Show all lines from the data that include the word "React".

**Source excerpt**
──────────
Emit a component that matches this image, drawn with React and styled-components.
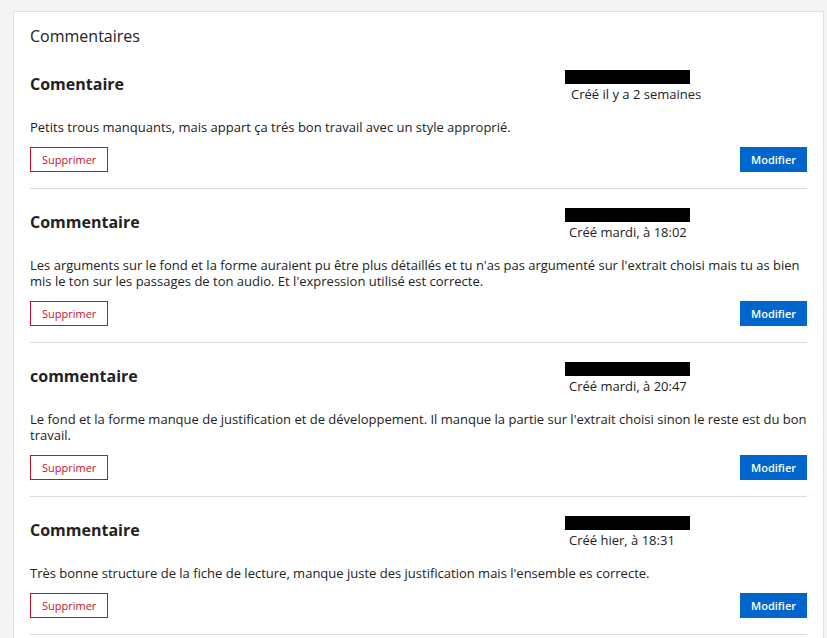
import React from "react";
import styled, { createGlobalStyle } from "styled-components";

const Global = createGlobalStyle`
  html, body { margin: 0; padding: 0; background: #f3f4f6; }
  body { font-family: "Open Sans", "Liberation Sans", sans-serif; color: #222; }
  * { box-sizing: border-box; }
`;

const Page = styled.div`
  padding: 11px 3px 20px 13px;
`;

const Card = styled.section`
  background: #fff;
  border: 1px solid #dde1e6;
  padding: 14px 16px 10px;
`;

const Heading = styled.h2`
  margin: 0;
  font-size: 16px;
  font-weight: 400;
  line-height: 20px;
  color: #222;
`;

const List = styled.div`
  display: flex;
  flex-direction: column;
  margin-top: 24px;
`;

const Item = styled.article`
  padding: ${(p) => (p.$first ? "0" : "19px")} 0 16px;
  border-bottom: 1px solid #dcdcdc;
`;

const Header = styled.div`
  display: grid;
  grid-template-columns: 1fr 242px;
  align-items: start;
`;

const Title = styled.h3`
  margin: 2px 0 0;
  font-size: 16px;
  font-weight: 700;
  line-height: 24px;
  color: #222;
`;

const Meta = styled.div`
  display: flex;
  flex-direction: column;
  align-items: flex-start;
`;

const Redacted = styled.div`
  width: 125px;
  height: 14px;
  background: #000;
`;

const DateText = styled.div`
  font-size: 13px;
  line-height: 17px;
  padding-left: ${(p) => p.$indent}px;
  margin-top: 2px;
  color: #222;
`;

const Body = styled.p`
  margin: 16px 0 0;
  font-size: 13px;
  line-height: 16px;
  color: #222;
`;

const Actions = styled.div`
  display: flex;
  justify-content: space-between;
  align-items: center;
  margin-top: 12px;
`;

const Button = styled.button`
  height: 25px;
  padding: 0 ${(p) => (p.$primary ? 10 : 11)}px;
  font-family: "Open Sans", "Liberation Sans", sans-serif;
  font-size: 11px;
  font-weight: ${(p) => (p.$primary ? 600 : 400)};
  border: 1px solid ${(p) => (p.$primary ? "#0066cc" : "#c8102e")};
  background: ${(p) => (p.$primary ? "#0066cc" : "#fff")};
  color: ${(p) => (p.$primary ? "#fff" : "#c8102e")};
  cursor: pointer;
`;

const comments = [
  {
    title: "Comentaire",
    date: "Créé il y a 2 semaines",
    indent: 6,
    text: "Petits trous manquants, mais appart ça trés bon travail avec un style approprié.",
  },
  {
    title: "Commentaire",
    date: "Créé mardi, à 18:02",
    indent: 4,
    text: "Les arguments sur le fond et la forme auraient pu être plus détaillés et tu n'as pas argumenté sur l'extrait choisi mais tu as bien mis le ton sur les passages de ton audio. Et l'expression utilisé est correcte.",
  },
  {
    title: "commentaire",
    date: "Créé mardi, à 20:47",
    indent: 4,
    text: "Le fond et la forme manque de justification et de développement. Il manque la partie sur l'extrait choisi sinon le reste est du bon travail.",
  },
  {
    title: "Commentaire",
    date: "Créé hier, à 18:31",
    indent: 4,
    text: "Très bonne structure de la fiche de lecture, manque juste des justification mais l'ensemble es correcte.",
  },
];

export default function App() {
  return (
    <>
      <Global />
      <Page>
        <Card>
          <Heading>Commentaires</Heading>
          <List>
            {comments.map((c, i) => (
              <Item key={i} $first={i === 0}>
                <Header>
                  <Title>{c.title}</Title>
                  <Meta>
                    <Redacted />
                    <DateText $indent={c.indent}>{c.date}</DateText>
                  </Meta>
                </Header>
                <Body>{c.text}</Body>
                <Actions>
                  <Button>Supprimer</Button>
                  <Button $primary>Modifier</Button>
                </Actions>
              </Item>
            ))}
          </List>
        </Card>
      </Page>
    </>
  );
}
──────────
**Correct response**
Emit a component that matches this image, drawn with React and styled-components.
import React from "react";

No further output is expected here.